In immanence, there is the paradoxical simultaneous realization of unity and radical uniqueness and individuality to all beings. We are all One as the saying goes though the Oneness is precisely in and through and as radical uniqueness.
Or in the more poetic words of U2:
“We’re One but we’re not the same/
We get to carry each other.”
In the realization of The Heart one realizes oneself to be The All and yet radically singular and distinct—a unique manifestation of The All in a very specific time, place, body, and form. The Oneness therefore does not override the uniqueness/specificity.
As one becomes radically more singular and sovereign, there is paradoxically much greater space for true relationship. We’re one but we’re not the same again. That space of one but not the same is yet another space of Eros and evolutionary propulsion. Here the white heat starts really boiling.
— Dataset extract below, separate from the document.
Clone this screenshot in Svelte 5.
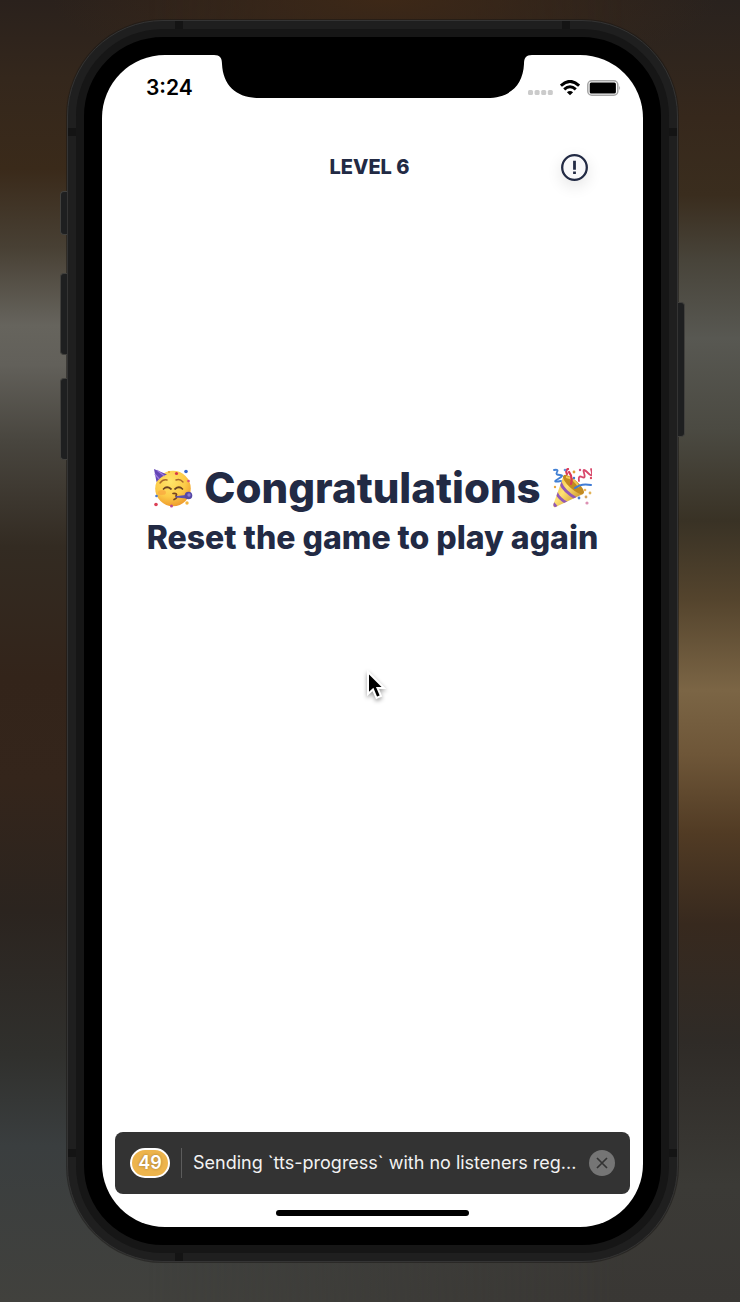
<script>
  const level = 6;
  const logCount = 49;
  let toastOpen = $state(true);
</script>

{#snippet partyFace()}
  <svg class="emoji" viewBox="0 0 40 40" role="img" aria-label="Partying face">
    <defs>
      <radialGradient id="skin" cx="0.42" cy="0.3" r="0.72">
        <stop offset="0" stop-color="#ffe56a" />
        <stop offset="0.6" stop-color="#fccb48" />
        <stop offset="1" stop-color="#ee9a2c" />
      </radialGradient>
    </defs>
    <circle cx="20" cy="20.5" r="17.8" fill="url(#skin)" />
    <path d="M1 1 14 6.5Q8 8 3.5 14Z" fill="#6547b5" />
    <path d="M4 2.3 11.5 8M1.8 6 6.3 11.2" stroke="#a07be0" stroke-width="1.2" />
    <path d="M7 15q3-4 7-3M23 12q4-1.500 7 2" fill="none" stroke="#a9692a" stroke-width="1.4" stroke-linecap="round" />
    <path d="M10.500 21q3.500-3.500 7.500 0M22 21q4-3.500 7.500 0" fill="none" stroke="#6b4222" stroke-width="1.7" stroke-linecap="round" />
    <ellipse cx="9" cy="24.500" rx="4" ry="2.500" fill="#f79a3d" opacity=".55" />
    <path d="M20 25.500q5-.5 3 2.500 2 2-2 3.500" fill="none" stroke="#754320" stroke-width="1.7" stroke-linecap="round" />
    <path d="M22 28.200 33 27l1 3.500-11-1Z" fill="#5c4fae" />
    <circle cx="35.500" cy="27.500" r="3.800" fill="#5548a5" />
    <circle cx="36" cy="27" r="1.700" fill="#8d7bd2" />
    <circle cx="23.500" cy="5.500" r="1.600" fill="#d9364b" />
    <circle cx="33" cy="3.500" r="1.800" fill="#3766cc" />
    <circle cx="35.500" cy="13" r="1.300" fill="#d84e75" />
    <circle cx="3" cy="36.500" r="1.800" fill="#dc4056" />
    <circle cx="3.500" cy="28" r="1.300" fill="#4979d1" />
    <circle cx="18.500" cy="38" r="1.500" fill="#ba4a8c" />
    <circle cx="34" cy="35" r="1.700" fill="#f3b640" />
    <circle cx="16" cy="4" r="1.100" fill="#e8a432" />
  </svg>
{/snippet}

{#snippet popper()}
  <svg class="emoji" viewBox="0 0 40 40" role="img" aria-label="Party popper">
    <defs>
      <linearGradient id="cone" x1="0" y1="0" x2="1" y2="0.8">
        <stop offset="0" stop-color="#e9b52c" />
        <stop offset="0.45" stop-color="#ffe273" />
        <stop offset="1" stop-color="#c48a1c" />
      </linearGradient>
      <clipPath id="coneShape"><path d="M11.500 8 31 26 3.500 39Q.5 40 1.500 36Z" /></clipPath>
    </defs>
    <path d="M11.500 8 31 26 3.500 39Q.5 40 1.500 36Z" fill="url(#cone)" />
    <g clip-path="url(#coneShape)" fill="none" stroke="#9159b5" stroke-width="3">
      <path d="M8 14q4 10 17 17M4 24q3 7 11 11M0 34q3 3 6 7" />
    </g>
    <ellipse cx="21.500" cy="16.500" rx="13.500" ry="4.500" transform="rotate(42 21.500 16.500)" fill="#c28a20" />
    <path d="M14 9q8 1 13 10" fill="none" stroke="#f4ca50" stroke-width="2" />
    <path d="M19 16q2-7-2-12M15 6q-2-4 1-5" fill="none" stroke="#da3857" stroke-width="2.200" stroke-linecap="round" />
    <path d="M23 20q6-5 16-3" fill="none" stroke="#3f7bd5" stroke-width="2" stroke-linecap="round" />
    <path d="M2 2q5-1 3 2t3 3-2 4 3 2" fill="none" stroke="#4381d4" stroke-width="1.800" stroke-linecap="round" />
    <path d="M27 13q-1-6 3-4t2-4 4 0 3-4" fill="none" stroke="#d8486b" stroke-width="1.800" stroke-linecap="round" />
    <g>
      <circle cx="13" cy="2" r="1.300" fill="#6690da" />
      <circle cx="22" cy="4" r="1.400" fill="#e1a13b" />
      <circle cx="28" cy="2" r="1.200" fill="#d84c7d" />
      <circle cx="22" cy="10" r="1.200" fill="#4477cf" />
      <circle cx="3" cy="19" r="1.200" fill="#e8a53c" />
      <circle cx="33" cy="22" r="1.300" fill="#efb85a" />
      <circle cx="38" cy="25" r="1.400" fill="#e2b45a" />
      <circle cx="27" cy="30" r="1.400" fill="#4b7bd0" />
      <circle cx="34" cy="29" r="1.400" fill="#d5a660" />
      <circle cx="35" cy="35" r="1.600" fill="#dc91b3" />
      <circle cx="39" cy="10" r="1.200" fill="#dc4a60" />
    </g>
  </svg>
{/snippet}

<div class="desktop">
  <div class="phone">
    <i class="key mute"></i>
    <i class="key up"></i>
    <i class="key down"></i>
    <i class="key power"></i>
    <i class="band top start"></i>
    <i class="band top end"></i>
    <i class="band bottom start"></i>
    <i class="band side left high"></i>
    <i class="band side right high"></i>
    <i class="band side left low"></i>
    <i class="band side right low"></i>

    <div class="bezel">
      <div class="screen">
        <div class="status">
          <time>3:24</time>
          <svg class="notch" viewBox="0 0 302 44" aria-hidden="true">
            <path d="M-8-1H310V0C304 0 302 3 302 9 301 31 287 43 265 43H37C15 43 1 31 0 9 0 3-2 0-8 0Z" />
          </svg>
          <div class="indicators">
            <svg width="25" height="16" viewBox="0 0 25 16" fill="#cbcbcb" aria-label="No signal" role="img">
              <rect x="0" y="10" width="5" height="5" rx="1.500" /><rect x="6.600" y="10" width="5" height="5" rx="1.500" />
              <rect x="13.200" y="10" width="5" height="5" rx="1.500" /><rect x="19.800" y="10" width="5" height="5" rx="1.500" />
            </svg>
            <svg width="20" height="16" viewBox="0 0 20 16" fill="none" stroke="#000" aria-label="Wi-Fi" role="img">
              <path d="M.9 5.600Q10-2.800 19.100 5.600M4.200 9.300Q10 4.200 15.800 9.300" stroke-width="3" />
              <path d="M10 15.300 6.900 12.300Q10 9.600 13.100 12.300Z" fill="#000" stroke="none" />
            </svg>
            <svg width="34" height="16" viewBox="0 0 34 16" aria-label="Battery full" role="img">
              <rect x=".8" y=".8" width="30" height="14.400" rx="4" fill="none" stroke="#a5a5a5" stroke-width="1.500" />
              <rect x="2.700" y="2.500" width="26.200" height="11" rx="1.500" />
              <path d="M32.300 5.500q1.700 2.500 0 5Z" fill="#999" />
            </svg>
          </div>
        </div>

        <header>
          <h3>LEVEL {level}</h3>
          <button class="info" aria-label="Game info">
            <svg width="27" height="27" viewBox="0 0 27 27" fill="none" stroke="#222a44">
              <circle cx="13.500" cy="13.500" r="12.300" stroke-width="2.300" />
              <path d="M13.500 6.700v9M13.500 17.600v2.300" stroke-width="2.800" />
            </svg>
          </button>
        </header>

        <main>
          <h1>{@render partyFace()}<span>Congratulations</span>{@render popper()}</h1>
          <h2>Reset the game to play again</h2>
        </main>

        {#if toastOpen}
          <div class="toast" role="status">
            <span class="count">{logCount}</span>
            <span class="rule"></span>
            <p>Sending `tts-progress` with no listeners reg...</p>
            <button class="close" aria-label="Dismiss" onclick={() => (toastOpen = false)}>
              <svg width="12" height="12" viewBox="0 0 12 12" stroke="#333" stroke-width="1.700">
                <path d="M1 1 11 11M11 1 1 11" />
              </svg>
            </button>
          </div>
        {/if}
        <div class="home"></div>

        <svg class="pointer" width="24" height="34" viewBox="0 0 24 34" aria-hidden="true">
          <path d="M3 2V24L8 19.500 11.500 28 16 26 12.500 18H19Z" fill="#000" stroke="#fff" stroke-width="2" />
        </svg>
      </div>
    </div>
  </div>
</div>

<style>
  :global(body) { margin: 0; }
  * { box-sizing: border-box; }

  .desktop {
    position: relative;
    isolation: isolate;
    display: flex;
    min-height: 100vh;
    padding: 20px 62px 40px 67px;
    font-family: Inter, "Liberation Sans", sans-serif;
    background: linear-gradient(#2a211c, #34271c 6%, #3a2a1a 13%, #484034 19%, #66645d 25%, #62605a 28%, #48453e 34%, #332b22 42%, #33241a 52%, #34251b 60%, #2b241f 70%, #30302d 81%, #3a3e3f 88%, #41413d);
  }
  .desktop::before, .desktop::after {
    content: "";
    position: absolute;
    inset: 0;
    z-index: -1;
  }
  .desktop::before {
    background: linear-gradient(#29221e, #36281c 9%, #3a2d1e 15%, #48443a 20%, #585852 26%, #4b4a42 33%, #393225 40%, #54442d 46%, #7b6545 53%, #6e5638 58%, #513b24 64%, #37291e 71%, #2f2b27 80%, #3b3a36 91%, #393734);
    mask-image: linear-gradient(90deg, transparent 20%, #000 85%);
  }
  .desktop::after {
    background: radial-gradient(ellipse 45% 6% at 52% 0, #3d2817, transparent);
  }

  .phone {
    position: relative;
    display: flex;
    flex: 1;
    padding: 8px;
    border: 1px solid #343434;
    border-radius: 96px;
    background: #1f1f1f;
    box-shadow: 0 0 0 1px #17151380;
  }
  .bezel {
    display: flex;
    flex: 1;
    padding: 18px;
    border: 8px solid #161616;
    border-radius: 87px;
    background: #000;
  }
  .screen {
    position: relative;
    display: flex;
    flex: 1;
    flex-direction: column;
    overflow: hidden;
    border-radius: 63px;
    background: #fff;
  }

  .key {
    position: absolute;
    left: -8px;
    width: 7px;
    border: 1px solid #41403d;
    border-right: 0;
    border-radius: 4px 0 0 4px;
    background: #1e1f20;
  }
  .mute { top: 170px; height: 44px; }
  .up { top: 252px; height: 82px; }
  .down { top: 357px; height: 82px; }
  .power {
    top: 281px;
    right: -8px;
    left: auto;
    height: 135px;
    border: 1px solid #41403d;
    border-left: 0;
    border-radius: 0 4px 4px 0;
  }
  .band { position: absolute; width: 8px; height: 8px; background: #141414; }
  .top { top: 0; }
  .bottom { bottom: 0; }
  .start { left: 107px; }
  .end { right: 107px; }
  .left { left: 0; }
  .right { right: 0; }
  .high { top: 107px; }
  .low { bottom: 104px; }

  .status { display: grid; grid-template-columns: 1fr 302px 1fr; }
  time { padding: 20px 0 0 44px; font-size: 21px; line-height: 26px; font-weight: 600; }
  .notch { width: 302px; height: 44px; overflow: visible; }
  .indicators {
    display: flex;
    justify-content: flex-end;
    gap: 7px;
    padding: 25px 22px 0 0;
  }

  header {
    display: grid;
    grid-template-columns: 1fr auto 1fr;
    align-items: center;
    margin-top: 52px;
    padding: 0 55px 0 49px;
    color: #222a44;
  }
  h1, h2, h3, p { margin: 0; }
  h3 { grid-column: 2; font-size: 20px; line-height: 28px; font-weight: 800; }
  button { display: grid; place-items: center; padding: 0; border: 0; border-radius: 50%; }
  .info {
    justify-self: end;
    width: 27px;
    height: 27px;
    background: #f8f8fa;
    box-shadow: 0 5px 16px #0000001c;
  }

  main {
    flex: 1;
    padding-top: 282px;
    color: #222a44;
    text-align: center;
    white-space: nowrap;
  }
  h1 {
    display: flex;
    align-items: center;
    justify-content: center;
    gap: 11px;
    font-size: 42px;
    line-height: 50px;
    font-weight: 800;
  }
  h2 { font-size: 32px; line-height: 50px; font-weight: 800; }
  .emoji { width: 40px; height: 40px; }

  .toast {
    display: flex;
    align-items: center;
    height: 62px;
    margin: 0 13px;
    padding: 0 15px;
    border-radius: 8px;
    background: #333;
    color: #f2f2f2;
  }
  .count {
    width: 40px;
    border: 2px solid #fff;
    border-radius: 15px;
    background: #edb44c;
    color: #fff;
    font-size: 18px;
    line-height: 26px;
    font-weight: 600;
    text-align: center;
    text-shadow: 0 0 3px #0005;
  }
  .rule { width: 1px; height: 30px; margin: 0 11px; background: #5c5c5c; }
  .toast p { flex: 1; overflow: hidden; font-size: 18px; line-height: 26px; white-space: nowrap; }
  .close { width: 26px; height: 26px; background: #757575; }
  .home {
    align-self: center;
    width: 193px;
    height: 6px;
    margin: 16px 0 11px;
    border-radius: 3px;
    background: #000;
  }
  .pointer {
    position: absolute;
    top: 615px;
    left: 263px;
    filter: drop-shadow(0 2px 2px #0006);
  }
</style>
Communion (or relationship) can be here with any sentient beings—human, animal, plant, cosmic, heavenly, psychic-animistic, etc. We’re one but we’re not the same. The one but not the same is very much like the already-but-not-yet nature of the realization,. These are all different sticks being rubbed together whose friction generates the white heat.
For Bonder at the core of this white hot process is the cultivation of radical trust in Life. The white heat is the incandescence of The Heart after all. It is growth and deepening embodiment of supernal Love. And as The Letter to the Corinthians famously put it, “Faith, hope, and love. These three remain.”
The radiant Love of The Heart leads to a deepening trust (faith) and hope in existence, in Life. It is this quality that above all may be most needed in the present time.